Press Release
June 19, 1997
Tel: 202.483.6444
Turkish Military
Claims Another Victim: The Prime Minister
Yesterday, Necmettin Erbakan, the Islamist Prime Minister of
Turkey, resigned in response to the most recent threat by generals in the
military to use force to overthrow the coalition government. The outgoing Prime
Minister, whose party received a plurality of the vote in the most recent
elections, said, "I resigned because I am a true patriot." Unless one is well-versed in Orwellian
double talk, one would think a true patriot would fight for the choice the
people mandated rather than succumb to a self-appointed "guardian" of
the state.
Lest it needs repeating, in true democracies, the military
is not in the business of dictating to civilian governments how they should
conduct themselves. In Turkey,
unfortunately, the military has dictated again and, not for the first time,
spineless politicians have surrendered their mandate to the top brass. A NATO ally and darling of armchair
policy-makers in Washington, Turkey has been teetering on the edge of
self-destruction for some time now. Mehmet Altan, one of Turkey's most
insightful journalists, has compared Turkey's situation to a bus going downhill
without any breaks.
The roots of this crisis go back to the early 1980s. It began when the Kurds, who had been
denied recognition in the constitution of the country, demanded improved
social, cultural, and political rights.
Many were killed, many others fled the country, and some took up arms to
fight the central government.
The military thought it had an antidote for the Kurdish
clamor. They began establishing religious schools in an effort to undermine the
rising tide of Kurdish nationalism (remember: religion is the opium of the masses). Unwittingly, the generals opened the
way for the rise of political Islam.
In the 1995 elections, disillusioned Turks and Kurds, who had witnessed
the imprisonment of their political leaders in 1994, voted significantly for
Erbakan, giving his party a plurality of the vote.

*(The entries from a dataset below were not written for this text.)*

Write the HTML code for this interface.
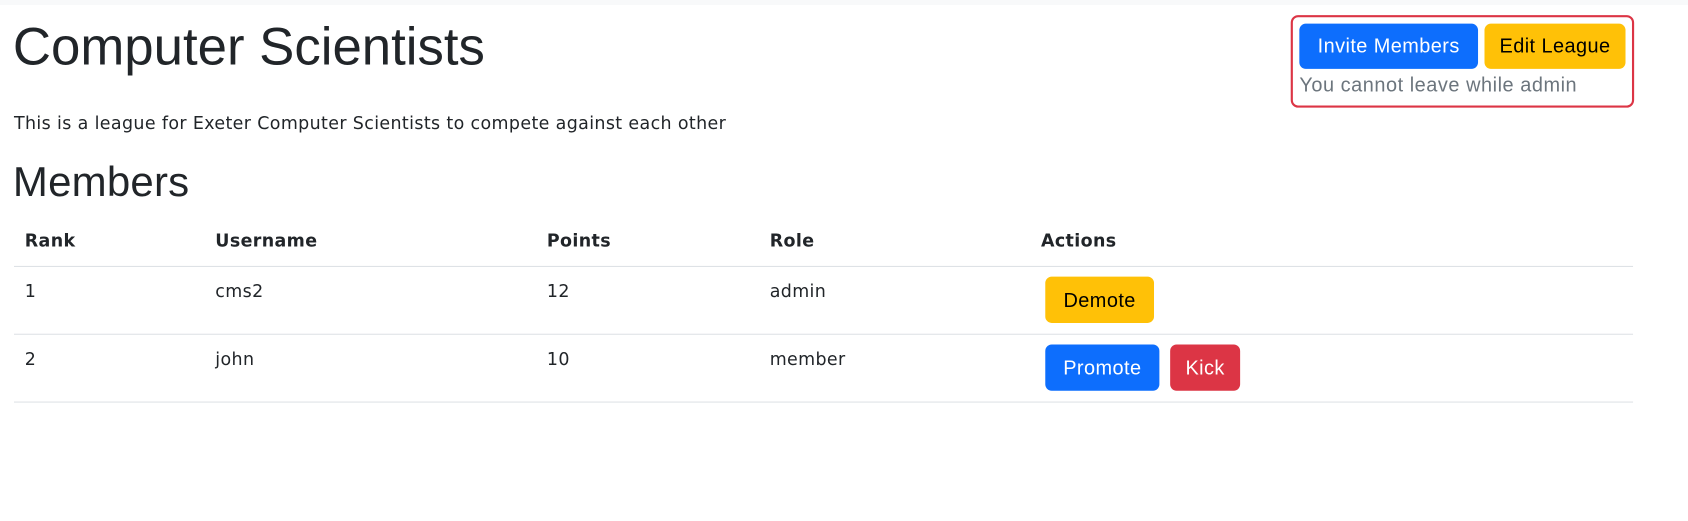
<!DOCTYPE html>
<html><head><meta charset="utf-8"><style>
*{margin:0;padding:0;box-sizing:border-box}
body{width:1688px;height:520px;background:#fff;font-family:"DejaVu Sans","Liberation Sans",sans-serif;color:#212529;position:relative;overflow:hidden}
.top{position:absolute;left:0;top:0;width:1688px;height:5px;background:#f8f9fa}
#w{position:absolute;left:0;top:0;width:1568px;height:484px;transform:scale(1.0765);transform-origin:0 0}
.a{position:absolute;white-space:nowrap}
h1{position:absolute;left:12px;top:16px;font-size:49px;font-weight:400;letter-spacing:0;font-family:"Liberation Sans",sans-serif}
h2{position:absolute;left:12px;top:148px;font-size:39px;font-weight:400;letter-spacing:0.2px;font-family:"Liberation Sans",sans-serif}
.t{font-size:16.2px;line-height:20px;letter-spacing:0.35px}
.th{font-weight:bold}
.line{position:absolute;left:13px;width:1504px;height:1px;background:#dee2e6}
.btn{position:absolute;border-radius:6px;display:flex;align-items:center;justify-content:center;font-family:"Liberation Sans",sans-serif;font-size:18.5px;letter-spacing:0.4px}
.p{background:#0d6efd;color:#fff}.w{background:#ffc107;color:#000}.d{background:#dc3545;color:#fff}
.box{position:absolute;left:1199px;top:14px;width:319px;height:86px;border:2px solid #dc3545;border-radius:7px}
</style></head><body>
<div class="top"></div>
<div id="w">
<h1>Computer Scientists</h1>
<div class="a t" style="left:13px;top:105px">This is a league for Exeter Computer Scientists to compete against each other</div>
<h2>Members</h2>
<div class="a t th" style="left:23px;top:214px">Rank</div>
<div class="a t th" style="left:200px;top:214px">Username</div>
<div class="a t th" style="left:508px;top:214px">Points</div>
<div class="a t th" style="left:715px;top:214px">Role</div>
<div class="a t th" style="left:967px;top:214px">Actions</div>
<div class="line" style="top:247px"></div>
<div class="a t" style="left:23px;top:261px">1</div>
<div class="a t" style="left:200px;top:261px">cms2</div>
<div class="a t" style="left:508px;top:261px">12</div>
<div class="a t" style="left:715px;top:261px">admin</div>
<div class="btn w" style="left:971px;top:257px;width:101px;height:43px">Demote</div>
<div class="line" style="top:310px"></div>
<div class="a t" style="left:23px;top:324px">2</div>
<div class="a t" style="left:200px;top:324px">john</div>
<div class="a t" style="left:508px;top:324px">10</div>
<div class="a t" style="left:715px;top:324px">member</div>
<div class="btn p" style="left:971px;top:320px;width:106px;height:43px">Promote</div>
<div class="btn d" style="left:1087px;top:320px;width:65px;height:43px">Kick</div>
<div class="line" style="top:373px"></div>
<div class="box"></div>
<div class="btn p" style="left:1207px;top:22px;width:166px;height:42px">Invite Members</div>
<div class="btn w" style="left:1379px;top:22px;width:131px;height:42px">Edit League</div>
<div class="a" style="left:1207px;top:68px;font-size:18.5px;letter-spacing:0.5px;color:#6c757d;font-family:'Liberation Sans',sans-serif">You cannot leave while admin</div>
</div>
</body></html>
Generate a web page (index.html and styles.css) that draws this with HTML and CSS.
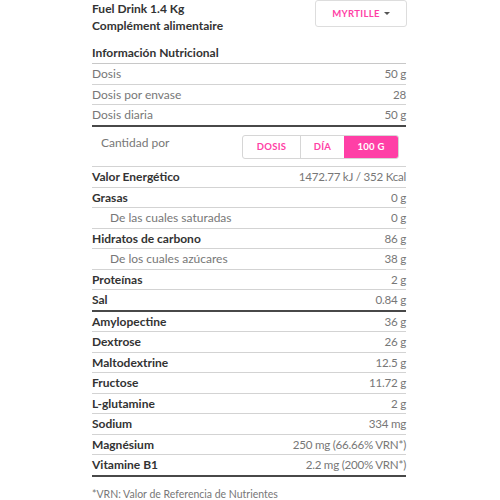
FILE: index.html
```html
<!DOCTYPE html>
<html>
<head>
<meta charset="utf-8">
<link rel="stylesheet" href="styles.css">
</head>
<body>
<div class="panel">
  <div class="header">
    <div class="title">
      <div>Fuel Drink 1.4 Kg</div>
      <div>Complément alimentaire</div>
    </div>
    <div class="dropdown">MYRTILLE <span class="caret"></span></div>
  </div>
  <div class="heading">Información Nutricional</div>
  <div class="row light"><span>Dosis</span><span class="val">50 g</span></div>
  <div class="row light"><span>Dosis por envase</span><span class="val">28</span></div>
  <div class="row light thick"><span>Dosis diaria</span><span class="val">50 g</span></div>
  <div class="qty">
    <span class="qty-label">Cantidad por</span>
    <div class="seg">
      <span class="seg-btn s1">DOSIS</span>
      <span class="seg-btn s2">DÍA</span>
      <span class="seg-btn s3 active">100 G</span>
    </div>
  </div>
  <div class="row"><span>Valor Energético</span><span class="val">1472.77 kJ / 352 Kcal</span></div>
  <div class="row"><span>Grasas</span><span class="val">0 g</span></div>
  <div class="row sub"><span>De las cuales saturadas</span><span class="val">0 g</span></div>
  <div class="row"><span>Hidratos de carbono</span><span class="val">86 g</span></div>
  <div class="row sub"><span>De los cuales azúcares</span><span class="val">38 g</span></div>
  <div class="row"><span>Proteínas</span><span class="val">2 g</span></div>
  <div class="row thick"><span>Sal</span><span class="val">0.84 g</span></div>
  <div class="row"><span>Amylopectine</span><span class="val">36 g</span></div>
  <div class="row"><span>Dextrose</span><span class="val">26 g</span></div>
  <div class="row"><span>Maltodextrine</span><span class="val">12.5 g</span></div>
  <div class="row"><span>Fructose</span><span class="val">11.72 g</span></div>
  <div class="row"><span>L-glutamine</span><span class="val">2 g</span></div>
  <div class="row"><span>Sodium</span><span class="val">334 mg</span></div>
  <div class="row"><span>Magnésium</span><span class="val">250 mg (66.66% VRN*)</span></div>
  <div class="row thick"><span>Vitamine B1</span><span class="val">2.2 mg (200% VRN*)</span></div>
  <div class="note">*VRN: Valor de Referencia de Nutrientes</div>
</div>
</body>
</html>
```
FILE: styles.css
```css
html, body {
  margin: 0;
  padding: 0;
  background: #fff;
}
body {
  font-family: "Lato", "Open Sans", sans-serif;
  font-size: 12px;
  color: #333;
}
.panel {
  width: 314px;
  margin-left: 92px;
}
.header {
  display: flex;
  justify-content: space-between;
  align-items: flex-start;
  height: 34px;
}
.title {
  font-weight: 700;
  font-size: 12px;
  line-height: 17px;
  color: #333;
}
.dropdown {
  box-sizing: border-box;
  width: 92px;
  height: 27px;
  border: 1px solid #ddd;
  border-radius: 3px;
  display: flex;
  align-items: center;
  justify-content: center;
  gap: 4px;
  color: #ff3fa6;
  font-size: 9.5px;
  font-weight: 700;
  letter-spacing: 0.3px;
  margin-right: -1px;
}
.caret {
  width: 0;
  height: 0;
  border-left: 3px solid transparent;
  border-right: 3px solid transparent;
  border-top: 3px solid #555;
}
.heading {
  margin-top: 9px;
  line-height: 20px;
  font-weight: 700;
  font-size: 12px;
  border-bottom: 1px solid #c8c8c8;
}
.row {
  display: flex;
  justify-content: space-between;
  align-items: center;
  height: 19.5px;
  font-size: 12px;
  font-weight: 700;
  color: #333;
  border-bottom: 1px solid #d3d3d3;
}
.row .val {
  font-weight: 400;
  color: #777;
  font-size: 11.6px;
  letter-spacing: -0.25px;
}
.row.light {
  font-weight: 400;
  color: #777;
}
.row.sub {
  font-weight: 400;
  color: #777;
  padding-left: 18px;
}
.row.thick {
  border-bottom: 2px solid #484848;
}
.qty {
  display: flex;
  justify-content: space-between;
  align-items: flex-start;
  padding: 8px 7px 7.5px 9px;
  border-bottom: 1px solid #d3d3d3;
}
.qty-label {
  color: #777;
  font-size: 12px;
  line-height: 16px;
}
.seg {
  display: flex;
  height: 24px;
  box-sizing: border-box;
  border: 1px solid #d6d6d6;
  border-radius: 3px;
  overflow: hidden;
}
.seg-btn {
  display: flex;
  align-items: center;
  justify-content: center;
  font-size: 9.5px;
  font-weight: 700;
  color: #ff3fa6;
  letter-spacing: 0.3px;
}
.s1 { width: 57px; border-right: 1px solid #d6d6d6; }
.s2 { width: 43px; }
.s3 { width: 54px; }
.seg-btn.active {
  background: #ff3fa6;
  color: #fff;
}
.note {
  margin-top: 11px;
  line-height: 12px;
  font-size: 10.5px;
  color: #777;
}
```
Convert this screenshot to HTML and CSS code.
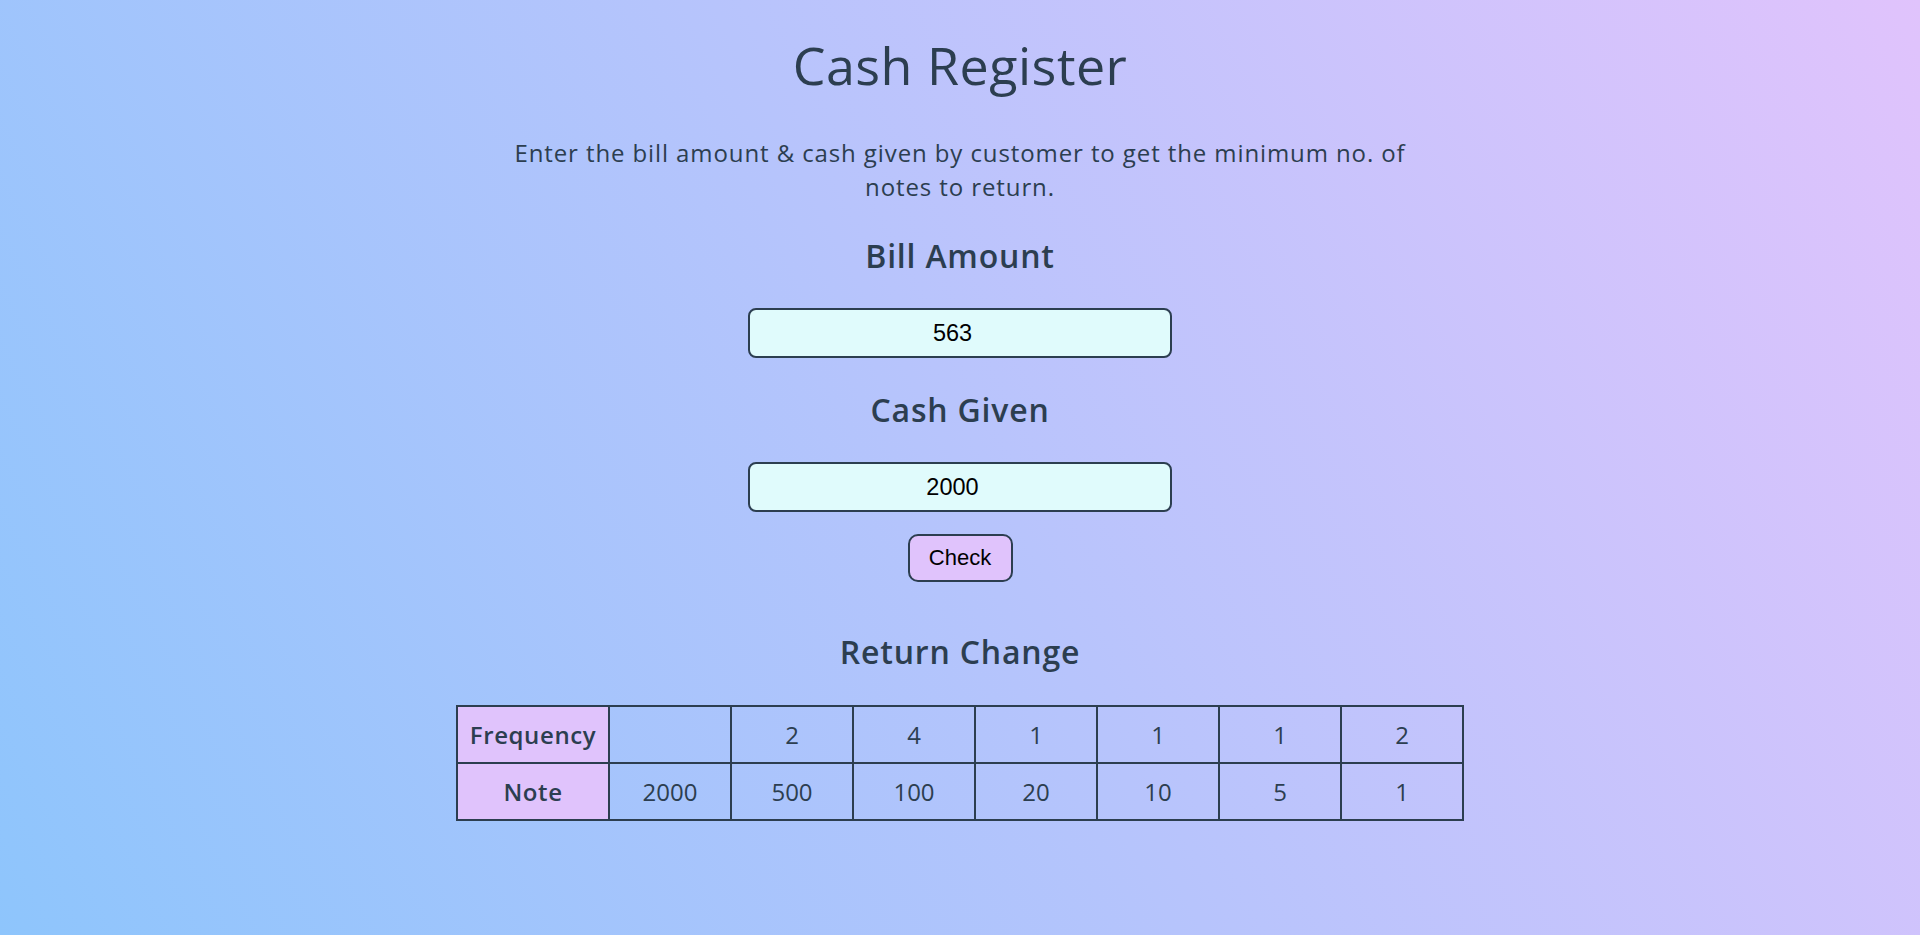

Favoring the Islamists over the Kurds has created the
present impasse. True friends of
Turkey would not endorse the military's success in deposing the Islamist Prime
Minister but urge it to declare peace with the Kurdish minority of the country
and respect the religious preferences of its peoples. As the Austrian diplomat Metternich suggested, entrusting
the ship of the state to the military will only bring stagnation and disaster.
The U.S. cannot afford to condone the military's latest interference in the democratic process in Turkey. Therefore, Secretary of State Madeleine Albright must confront Turkey's military leaders just as she has confronted other leaders throughout the world.